**EXERCISE BRIEF:** Reproduce the listing below without changes, except that pictures are left out.

**MATERIAL PROVIDED:**
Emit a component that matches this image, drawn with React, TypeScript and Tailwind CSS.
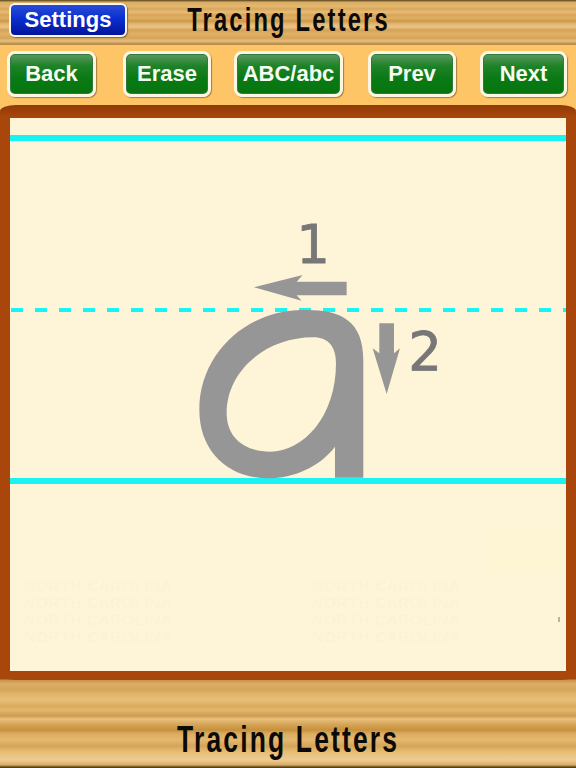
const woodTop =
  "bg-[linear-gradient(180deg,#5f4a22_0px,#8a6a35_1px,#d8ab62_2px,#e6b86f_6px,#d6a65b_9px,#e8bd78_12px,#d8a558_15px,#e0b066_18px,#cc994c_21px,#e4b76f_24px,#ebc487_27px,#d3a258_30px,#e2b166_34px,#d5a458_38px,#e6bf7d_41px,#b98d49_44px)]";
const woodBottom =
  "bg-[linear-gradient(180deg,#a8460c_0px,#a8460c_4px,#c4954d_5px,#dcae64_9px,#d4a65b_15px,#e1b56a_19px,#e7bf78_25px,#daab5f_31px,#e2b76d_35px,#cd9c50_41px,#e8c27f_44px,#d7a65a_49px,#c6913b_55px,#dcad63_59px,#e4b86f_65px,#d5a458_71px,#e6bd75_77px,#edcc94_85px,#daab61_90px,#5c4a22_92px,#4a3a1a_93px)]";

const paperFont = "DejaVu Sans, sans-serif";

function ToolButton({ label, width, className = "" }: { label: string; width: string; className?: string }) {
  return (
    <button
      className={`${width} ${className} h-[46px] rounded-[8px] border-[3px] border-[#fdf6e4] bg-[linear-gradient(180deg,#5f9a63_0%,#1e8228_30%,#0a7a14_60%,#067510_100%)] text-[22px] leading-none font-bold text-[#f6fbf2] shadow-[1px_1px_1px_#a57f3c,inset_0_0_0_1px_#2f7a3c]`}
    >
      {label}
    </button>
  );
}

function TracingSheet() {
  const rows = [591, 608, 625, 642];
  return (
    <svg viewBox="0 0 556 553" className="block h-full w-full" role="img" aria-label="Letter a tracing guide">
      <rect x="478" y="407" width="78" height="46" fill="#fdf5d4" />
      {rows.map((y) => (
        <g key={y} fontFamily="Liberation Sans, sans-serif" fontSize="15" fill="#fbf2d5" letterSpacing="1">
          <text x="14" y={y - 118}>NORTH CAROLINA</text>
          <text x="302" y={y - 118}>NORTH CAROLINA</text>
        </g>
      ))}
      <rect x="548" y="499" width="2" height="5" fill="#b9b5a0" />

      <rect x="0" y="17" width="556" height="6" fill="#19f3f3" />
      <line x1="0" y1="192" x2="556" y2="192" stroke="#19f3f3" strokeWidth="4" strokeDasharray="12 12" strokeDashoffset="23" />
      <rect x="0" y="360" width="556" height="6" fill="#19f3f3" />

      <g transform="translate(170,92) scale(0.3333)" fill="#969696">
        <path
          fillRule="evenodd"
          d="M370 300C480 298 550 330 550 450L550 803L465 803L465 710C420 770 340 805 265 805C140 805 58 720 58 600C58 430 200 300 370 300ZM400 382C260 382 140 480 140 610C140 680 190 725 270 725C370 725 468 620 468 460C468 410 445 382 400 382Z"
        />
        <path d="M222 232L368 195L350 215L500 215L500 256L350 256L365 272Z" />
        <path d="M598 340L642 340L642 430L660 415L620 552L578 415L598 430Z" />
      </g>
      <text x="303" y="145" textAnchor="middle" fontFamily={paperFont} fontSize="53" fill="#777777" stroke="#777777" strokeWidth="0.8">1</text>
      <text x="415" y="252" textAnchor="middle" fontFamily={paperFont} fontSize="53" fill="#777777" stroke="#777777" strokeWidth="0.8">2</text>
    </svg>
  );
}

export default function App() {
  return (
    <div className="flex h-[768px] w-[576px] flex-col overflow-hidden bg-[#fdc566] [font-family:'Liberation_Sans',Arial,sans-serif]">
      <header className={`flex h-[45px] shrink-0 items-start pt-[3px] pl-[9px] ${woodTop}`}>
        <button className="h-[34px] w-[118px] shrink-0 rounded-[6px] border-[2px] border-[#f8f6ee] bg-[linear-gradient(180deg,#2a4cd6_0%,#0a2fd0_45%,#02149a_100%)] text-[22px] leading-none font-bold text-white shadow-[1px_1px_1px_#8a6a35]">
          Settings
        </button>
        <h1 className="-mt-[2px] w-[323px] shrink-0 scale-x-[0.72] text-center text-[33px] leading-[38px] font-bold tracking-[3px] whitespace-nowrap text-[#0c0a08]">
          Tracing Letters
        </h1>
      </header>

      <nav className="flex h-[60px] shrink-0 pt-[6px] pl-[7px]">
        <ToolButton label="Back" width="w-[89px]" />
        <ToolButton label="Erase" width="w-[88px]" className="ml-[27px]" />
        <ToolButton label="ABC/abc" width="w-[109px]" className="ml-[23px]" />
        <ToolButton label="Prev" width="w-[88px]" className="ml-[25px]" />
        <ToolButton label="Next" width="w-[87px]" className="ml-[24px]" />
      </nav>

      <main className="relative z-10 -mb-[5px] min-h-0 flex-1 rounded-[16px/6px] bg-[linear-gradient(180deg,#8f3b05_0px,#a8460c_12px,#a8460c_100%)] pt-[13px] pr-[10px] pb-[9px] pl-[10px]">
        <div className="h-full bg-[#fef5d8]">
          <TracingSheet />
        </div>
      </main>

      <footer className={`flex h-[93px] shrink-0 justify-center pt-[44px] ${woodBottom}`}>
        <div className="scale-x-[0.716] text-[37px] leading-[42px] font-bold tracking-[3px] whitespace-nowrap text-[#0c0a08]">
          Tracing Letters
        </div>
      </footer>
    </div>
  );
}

**ANSWER:**
Emit a component that matches this image, drawn with React, TypeScript and Tailwind CSS.
const woodTop =
  "bg-[linear-gradient(180deg,#5f4a22_0px,#8a6a35_1px,#d8ab62_2px,#e6b86f_6px,#d6a65b_9px,#e8bd78_12px,#d8a558_15px,#e0b066_18px,#cc994c_21px,#e4b76f_24px,#ebc487_27px,#d3a258_30px,#e2b166_34px,#d5a458_38px,#e6bf7d_41px,#b98d49_44px)]";
const woodBottom =
  "bg-[linear-gradient(180deg,#a8460c_0px,#a8460c_4px,#c4954d_5px,#dcae64_9px,#d4a65b_15px,#e1b56a_19px,#e7bf78_25px,#daab5f_31px,#e2b76d_35px,#cd9c50_41px,#e8c27f_44px,#d7a65a_49px,#c6913b_55px,#dcad63_59px,#e4b86f_65px,#d5a458_71px,#e6bd75_77px,#edcc94_85px,#daab61_90px,#5c4a22_92px,#4a3a1a_93px)]";

const paperFont = "DejaVu Sans, sans-serif";

function ToolButton({ label, width, className = "" }: { label: string; width: string; className?: string }) {
  return (
    <button
      className={`${width} ${className} h-[46px] rounded-[8px] border-[3px] border-[#fdf6e4] bg-[linear-gradient(180deg,#5f9a63_0%,#1e8228_30%,#0a7a14_60%,#067510_100%)] text-[22px] leading-none font-bold text-[#f6fbf2] shadow-[1px_1px_1px_#a57f3c,inset_0_0_0_1px_#2f7a3c]`}
    >
      {label}
    </button>
  );
}

function TracingSheet() {
  const rows = [591, 608, 625, 642];
  return (
    <svg viewBox="0 0 556 553" className="block h-full w-full" role="img" aria-label="Letter a tracing guide">
      <rect x="478" y="407" width="78" height="46" fill="#fdf5d4" />
      {rows.map((y) => (
        <g key={y} fontFamily="Liberation Sans, sans-serif" fontSize="15" fill="#fbf2d5" letterSpacing="1">
          <text x="14" y={y - 118}>NORTH CAROLINA</text>
          <text x="302" y={y - 118}>NORTH CAROLINA</text>
        </g>
      ))}
      <rect x="548" y="499" width="2" height="5" fill="#b9b5a0" />

      <rect x="0" y="17" width="556" height="6" fill="#19f3f3" />
      <line x1="0" y1="192" x2="556" y2="192" stroke="#19f3f3" strokeWidth="4" strokeDasharray="12 12" strokeDashoffset="23" />
      <rect x="0" y="360" width="556" height="6" fill="#19f3f3" />

      <g transform="translate(170,92) scale(0.3333)" fill="#969696">
        <path
          fillRule="evenodd"
          d="M370 300C480 298 550 330 550 450L550 803L465 803L465 710C420 770 340 805 265 805C140 805 58 720 58 600C58 430 200 300 370 300ZM400 382C260 382 140 480 140 610C140 680 190 725 270 725C370 725 468 620 468 460C468 410 445 382 400 382Z"
        />
        <path d="M222 232L368 195L350 215L500 215L500 256L350 256L365 272Z" />
        <path d="M598 340L642 340L642 430L660 415L620 552L578 415L598 430Z" />
      </g>
      <text x="303" y="145" textAnchor="middle" fontFamily={paperFont} fontSize="53" fill="#777777" stroke="#777777" strokeWidth="0.8">1</text>
      <text x="415" y="252" textAnchor="middle" fontFamily={paperFont} fontSize="53" fill="#777777" stroke="#777777" strokeWidth="0.8">2</text>
    </svg>
  );
}

export default function App() {
  return (
    <div className="flex h-[768px] w-[576px] flex-col overflow-hidden bg-[#fdc566] [font-family:'Liberation_Sans',Arial,sans-serif]">
      <header className={`flex h-[45px] shrink-0 items-start pt-[3px] pl-[9px] ${woodTop}`}>
        <button className="h-[34px] w-[118px] shrink-0 rounded-[6px] border-[2px] border-[#f8f6ee] bg-[linear-gradient(180deg,#2a4cd6_0%,#0a2fd0_45%,#02149a_100%)] text-[22px] leading-none font-bold text-white shadow-[1px_1px_1px_#8a6a35]">
          Settings
        </button>
        <h1 className="-mt-[2px] w-[323px] shrink-0 scale-x-[0.72] text-center text-[33px] leading-[38px] font-bold tracking-[3px] whitespace-nowrap text-[#0c0a08]">
          Tracing Letters
        </h1>
      </header>

      <nav className="flex h-[60px] shrink-0 pt-[6px] pl-[7px]">
        <ToolButton label="Back" width="w-[89px]" />
        <ToolButton label="Erase" width="w-[88px]" className="ml-[27px]" />
        <ToolButton label="ABC/abc" width="w-[109px]" className="ml-[23px]" />
        <ToolButton label="Prev" width="w-[88px]" className="ml-[25px]" />
        <ToolButton label="Next" width="w-[87px]" className="ml-[24px]" />
      </nav>

      <main className="relative z-10 -mb-[5px] min-h-0 flex-1 rounded-[16px/6px] bg-[linear-gradient(180deg,#8f3b05_0px,#a8460c_12px,#a8460c_100%)] pt-[13px] pr-[10px] pb-[9px] pl-[10px]">
        <div className="h-full bg-[#fef5d8]">
          <TracingSheet />
        </div>
      </main>

      <footer className={`flex h-[93px] shrink-0 justify-center pt-[44px] ${woodBottom}`}>
        <div className="scale-x-[0.716] text-[37px] leading-[42px] font-bold tracking-[3px] whitespace-nowrap text-[#0c0a08]">
          Tracing Letters
        </div>
      </footer>
    </div>
  );
}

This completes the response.